# SHORT TASK:
Transcribe all of the material exactly. Any picture in it should be left out.

*** SOURCE MATERIAL

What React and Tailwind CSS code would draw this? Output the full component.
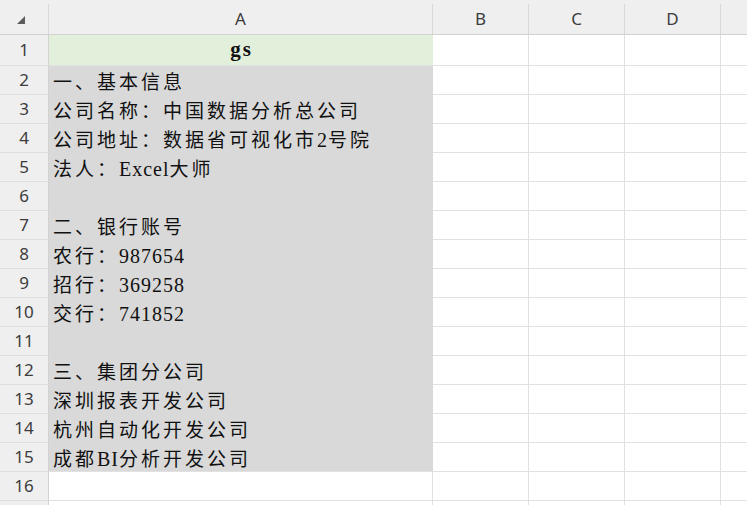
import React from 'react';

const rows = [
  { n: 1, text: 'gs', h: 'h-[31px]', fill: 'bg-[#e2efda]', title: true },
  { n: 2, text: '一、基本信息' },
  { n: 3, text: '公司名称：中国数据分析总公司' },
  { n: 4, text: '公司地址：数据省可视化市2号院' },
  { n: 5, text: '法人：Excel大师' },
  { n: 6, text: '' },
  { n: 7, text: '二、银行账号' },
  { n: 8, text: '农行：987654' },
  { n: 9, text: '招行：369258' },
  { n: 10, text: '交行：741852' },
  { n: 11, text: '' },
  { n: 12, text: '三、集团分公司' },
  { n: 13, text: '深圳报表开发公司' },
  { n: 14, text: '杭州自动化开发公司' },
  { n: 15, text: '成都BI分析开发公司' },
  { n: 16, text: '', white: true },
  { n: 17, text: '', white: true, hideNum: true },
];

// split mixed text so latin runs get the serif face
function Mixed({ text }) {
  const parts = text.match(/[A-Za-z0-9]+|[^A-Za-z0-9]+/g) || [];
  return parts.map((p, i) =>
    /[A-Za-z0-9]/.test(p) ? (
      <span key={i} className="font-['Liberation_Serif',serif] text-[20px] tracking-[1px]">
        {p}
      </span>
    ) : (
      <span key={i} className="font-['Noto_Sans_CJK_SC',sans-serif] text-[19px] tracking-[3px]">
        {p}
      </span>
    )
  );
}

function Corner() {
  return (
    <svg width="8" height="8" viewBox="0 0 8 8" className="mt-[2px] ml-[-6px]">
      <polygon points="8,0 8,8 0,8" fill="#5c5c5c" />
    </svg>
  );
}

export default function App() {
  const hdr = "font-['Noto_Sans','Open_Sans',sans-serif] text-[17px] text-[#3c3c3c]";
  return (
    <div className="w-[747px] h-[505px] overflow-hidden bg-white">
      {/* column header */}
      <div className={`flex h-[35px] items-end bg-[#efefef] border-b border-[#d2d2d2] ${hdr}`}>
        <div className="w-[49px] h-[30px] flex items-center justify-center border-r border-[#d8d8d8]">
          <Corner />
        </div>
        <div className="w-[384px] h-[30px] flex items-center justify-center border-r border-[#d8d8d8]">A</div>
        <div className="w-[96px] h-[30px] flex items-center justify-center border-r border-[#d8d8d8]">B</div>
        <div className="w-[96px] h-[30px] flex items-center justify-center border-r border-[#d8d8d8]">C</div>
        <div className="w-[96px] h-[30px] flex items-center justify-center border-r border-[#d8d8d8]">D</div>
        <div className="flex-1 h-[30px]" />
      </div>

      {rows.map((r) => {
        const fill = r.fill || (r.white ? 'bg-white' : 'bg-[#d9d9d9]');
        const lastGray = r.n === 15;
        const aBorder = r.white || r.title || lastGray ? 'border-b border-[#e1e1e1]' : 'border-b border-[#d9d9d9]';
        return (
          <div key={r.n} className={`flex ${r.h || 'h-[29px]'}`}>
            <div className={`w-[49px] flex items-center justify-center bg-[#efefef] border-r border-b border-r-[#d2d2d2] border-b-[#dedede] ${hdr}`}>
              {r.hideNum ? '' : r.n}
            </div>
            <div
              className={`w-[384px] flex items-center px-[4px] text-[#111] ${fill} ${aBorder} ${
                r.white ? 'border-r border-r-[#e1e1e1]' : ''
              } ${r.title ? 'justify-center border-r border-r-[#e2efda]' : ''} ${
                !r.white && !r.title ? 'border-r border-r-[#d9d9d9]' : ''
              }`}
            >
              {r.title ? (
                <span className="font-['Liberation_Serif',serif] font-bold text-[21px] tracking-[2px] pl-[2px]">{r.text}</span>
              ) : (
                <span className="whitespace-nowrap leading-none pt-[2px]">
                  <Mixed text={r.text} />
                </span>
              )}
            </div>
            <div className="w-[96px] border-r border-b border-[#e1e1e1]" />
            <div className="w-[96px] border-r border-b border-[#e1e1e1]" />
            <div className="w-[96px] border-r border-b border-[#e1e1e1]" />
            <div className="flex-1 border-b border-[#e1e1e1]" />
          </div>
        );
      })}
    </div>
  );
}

******

# CORRECT RESULT:
What React and Tailwind CSS code would draw this? Output the full component.
import React from 'react';

const rows = [
  { n: 1, text: 'gs', h: 'h-[31px]', fill: 'bg-[#e2efda]', title: true },
  { n: 2, text: '一、基本信息' },
  { n: 3, text: '公司名称：中国数据分析总公司' },
  { n: 4, text: '公司地址：数据省可视化市2号院' },
  { n: 5, text: '法人：Excel大师' },
  { n: 6, text: '' },
  { n: 7, text: '二、银行账号' },
  { n: 8, text: '农行：987654' },
  { n: 9, text: '招行：369258' },
  { n: 10, text: '交行：741852' },
  { n: 11, text: '' },
  { n: 12, text: '三、集团分公司' },
  { n: 13, text: '深圳报表开发公司' },
  { n: 14, text: '杭州自动化开发公司' },
  { n: 15, text: '成都BI分析开发公司' },
  { n: 16, text: '', white: true },
  { n: 17, text: '', white: true, hideNum: true },
];

// split mixed text so latin runs get the serif face
function Mixed({ text }) {
  const parts = text.match(/[A-Za-z0-9]+|[^A-Za-z0-9]+/g) || [];
  return parts.map((p, i) =>
    /[A-Za-z0-9]/.test(p) ? (
      <span key={i} className="font-['Liberation_Serif',serif] text-[20px] tracking-[1px]">
        {p}
      </span>
    ) : (
      <span key={i} className="font-['Noto_Sans_CJK_SC',sans-serif] text-[19px] tracking-[3px]">
        {p}
      </span>
    )
  );
}

function Corner() {
  return (
    <svg width="8" height="8" viewBox="0 0 8 8" className="mt-[2px] ml-[-6px]">
      <polygon points="8,0 8,8 0,8" fill="#5c5c5c" />
    </svg>
  );
}

export default function App() {
  const hdr = "font-['Noto_Sans','Open_Sans',sans-serif] text-[17px] text-[#3c3c3c]";
  return (
    <div className="w-[747px] h-[505px] overflow-hidden bg-white">
      {/* column header */}
      <div className={`flex h-[35px] items-end bg-[#efefef] border-b border-[#d2d2d2] ${hdr}`}>
        <div className="w-[49px] h-[30px] flex items-center justify-center border-r border-[#d8d8d8]">
          <Corner />
        </div>
        <div className="w-[384px] h-[30px] flex items-center justify-center border-r border-[#d8d8d8]">A</div>
        <div className="w-[96px] h-[30px] flex items-center justify-center border-r border-[#d8d8d8]">B</div>
        <div className="w-[96px] h-[30px] flex items-center justify-center border-r border-[#d8d8d8]">C</div>
        <div className="w-[96px] h-[30px] flex items-center justify-center border-r border-[#d8d8d8]">D</div>
        <div className="flex-1 h-[30px]" />
      </div>

      {rows.map((r) => {
        const fill = r.fill || (r.white ? 'bg-white' : 'bg-[#d9d9d9]');
        const lastGray = r.n === 15;
        const aBorder = r.white || r.title || lastGray ? 'border-b border-[#e1e1e1]' : 'border-b border-[#d9d9d9]';
        return (
          <div key={r.n} className={`flex ${r.h || 'h-[29px]'}`}>
            <div className={`w-[49px] flex items-center justify-center bg-[#efefef] border-r border-b border-r-[#d2d2d2] border-b-[#dedede] ${hdr}`}>
              {r.hideNum ? '' : r.n}
            </div>
            <div
              className={`w-[384px] flex items-center px-[4px] text-[#111] ${fill} ${aBorder} ${
                r.white ? 'border-r border-r-[#e1e1e1]' : ''
              } ${r.title ? 'justify-center border-r border-r-[#e2efda]' : ''} ${
                !r.white && !r.title ? 'border-r border-r-[#d9d9d9]' : ''
              }`}
            >
              {r.title ? (
                <span className="font-['Liberation_Serif',serif] font-bold text-[21px] tracking-[2px] pl-[2px]">{r.text}</span>
              ) : (
                <span className="whitespace-nowrap leading-none pt-[2px]">
                  <Mixed text={r.text} />
                </span>
              )}
            </div>
            <div className="w-[96px] border-r border-b border-[#e1e1e1]" />
            <div className="w-[96px] border-r border-b border-[#e1e1e1]" />
            <div className="w-[96px] border-r border-b border-[#e1e1e1]" />
            <div className="flex-1 border-b border-[#e1e1e1]" />
          </div>
        );
      })}
    </div>
  );
}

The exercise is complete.